Items:
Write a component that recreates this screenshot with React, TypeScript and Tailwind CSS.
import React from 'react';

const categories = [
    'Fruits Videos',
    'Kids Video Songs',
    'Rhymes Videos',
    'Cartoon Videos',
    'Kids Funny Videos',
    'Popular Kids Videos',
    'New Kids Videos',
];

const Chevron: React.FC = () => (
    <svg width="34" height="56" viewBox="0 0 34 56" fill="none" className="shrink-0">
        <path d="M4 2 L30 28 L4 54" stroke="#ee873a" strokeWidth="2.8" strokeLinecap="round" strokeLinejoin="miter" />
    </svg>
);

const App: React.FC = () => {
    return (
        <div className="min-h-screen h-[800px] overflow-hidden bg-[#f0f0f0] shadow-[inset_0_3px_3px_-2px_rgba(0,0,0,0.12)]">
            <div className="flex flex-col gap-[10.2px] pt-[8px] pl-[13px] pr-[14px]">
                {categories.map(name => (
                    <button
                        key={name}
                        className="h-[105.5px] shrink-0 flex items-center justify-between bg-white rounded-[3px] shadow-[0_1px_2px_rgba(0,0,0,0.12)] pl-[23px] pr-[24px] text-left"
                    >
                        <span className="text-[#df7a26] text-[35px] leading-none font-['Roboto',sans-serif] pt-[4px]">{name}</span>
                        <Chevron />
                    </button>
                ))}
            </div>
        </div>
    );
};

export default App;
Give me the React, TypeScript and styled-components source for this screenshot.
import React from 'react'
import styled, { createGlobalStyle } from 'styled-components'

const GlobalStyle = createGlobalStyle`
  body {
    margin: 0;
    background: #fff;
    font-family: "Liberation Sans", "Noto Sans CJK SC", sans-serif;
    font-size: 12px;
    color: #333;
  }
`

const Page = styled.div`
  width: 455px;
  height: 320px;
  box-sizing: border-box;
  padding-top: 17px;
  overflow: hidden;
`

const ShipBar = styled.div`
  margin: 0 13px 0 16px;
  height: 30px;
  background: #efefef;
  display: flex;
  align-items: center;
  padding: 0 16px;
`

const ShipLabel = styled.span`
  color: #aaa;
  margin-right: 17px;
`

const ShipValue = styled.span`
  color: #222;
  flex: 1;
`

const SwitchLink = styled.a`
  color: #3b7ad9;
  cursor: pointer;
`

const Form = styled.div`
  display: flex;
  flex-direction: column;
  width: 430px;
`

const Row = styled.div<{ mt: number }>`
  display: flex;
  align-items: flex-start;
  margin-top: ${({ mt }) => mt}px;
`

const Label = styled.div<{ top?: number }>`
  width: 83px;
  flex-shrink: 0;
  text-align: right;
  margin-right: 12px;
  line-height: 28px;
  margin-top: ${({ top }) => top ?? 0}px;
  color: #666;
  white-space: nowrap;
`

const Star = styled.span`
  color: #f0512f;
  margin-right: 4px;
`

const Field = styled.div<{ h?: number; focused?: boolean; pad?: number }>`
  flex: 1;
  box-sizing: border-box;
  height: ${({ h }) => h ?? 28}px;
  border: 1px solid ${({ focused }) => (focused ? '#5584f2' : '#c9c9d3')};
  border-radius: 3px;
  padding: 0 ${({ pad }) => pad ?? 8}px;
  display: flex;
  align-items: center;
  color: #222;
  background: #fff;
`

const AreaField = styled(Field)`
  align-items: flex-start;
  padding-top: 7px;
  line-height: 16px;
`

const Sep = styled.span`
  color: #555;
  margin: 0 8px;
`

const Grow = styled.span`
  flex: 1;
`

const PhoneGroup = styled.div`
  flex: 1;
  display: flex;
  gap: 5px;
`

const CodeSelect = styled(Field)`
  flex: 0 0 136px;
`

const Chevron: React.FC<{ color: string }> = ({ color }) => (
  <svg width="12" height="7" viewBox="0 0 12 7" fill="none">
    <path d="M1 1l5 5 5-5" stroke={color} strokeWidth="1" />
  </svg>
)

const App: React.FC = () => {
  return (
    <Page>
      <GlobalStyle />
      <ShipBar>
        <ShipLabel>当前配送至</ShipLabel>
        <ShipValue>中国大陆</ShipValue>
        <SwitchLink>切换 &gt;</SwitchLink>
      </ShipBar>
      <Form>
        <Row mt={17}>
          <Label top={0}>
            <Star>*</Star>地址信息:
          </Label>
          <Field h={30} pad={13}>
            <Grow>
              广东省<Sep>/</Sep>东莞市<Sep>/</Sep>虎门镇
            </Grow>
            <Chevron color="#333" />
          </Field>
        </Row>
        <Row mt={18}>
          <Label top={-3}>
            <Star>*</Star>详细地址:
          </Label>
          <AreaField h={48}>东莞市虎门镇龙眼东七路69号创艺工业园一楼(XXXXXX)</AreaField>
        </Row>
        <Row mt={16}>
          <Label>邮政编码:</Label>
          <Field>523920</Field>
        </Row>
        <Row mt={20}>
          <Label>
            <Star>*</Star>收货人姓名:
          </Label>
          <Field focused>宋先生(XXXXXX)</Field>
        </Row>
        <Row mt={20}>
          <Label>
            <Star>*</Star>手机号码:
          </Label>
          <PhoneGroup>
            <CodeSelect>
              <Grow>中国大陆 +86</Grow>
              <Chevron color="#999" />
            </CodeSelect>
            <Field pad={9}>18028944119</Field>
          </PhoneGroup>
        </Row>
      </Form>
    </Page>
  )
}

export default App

Exercise instructions:
The lines to collect are those holding the string "components"; copy them all.

Result:
Give me the React, TypeScript and styled-components source for this screenshot.
import styled, { createGlobalStyle } from 'styled-components'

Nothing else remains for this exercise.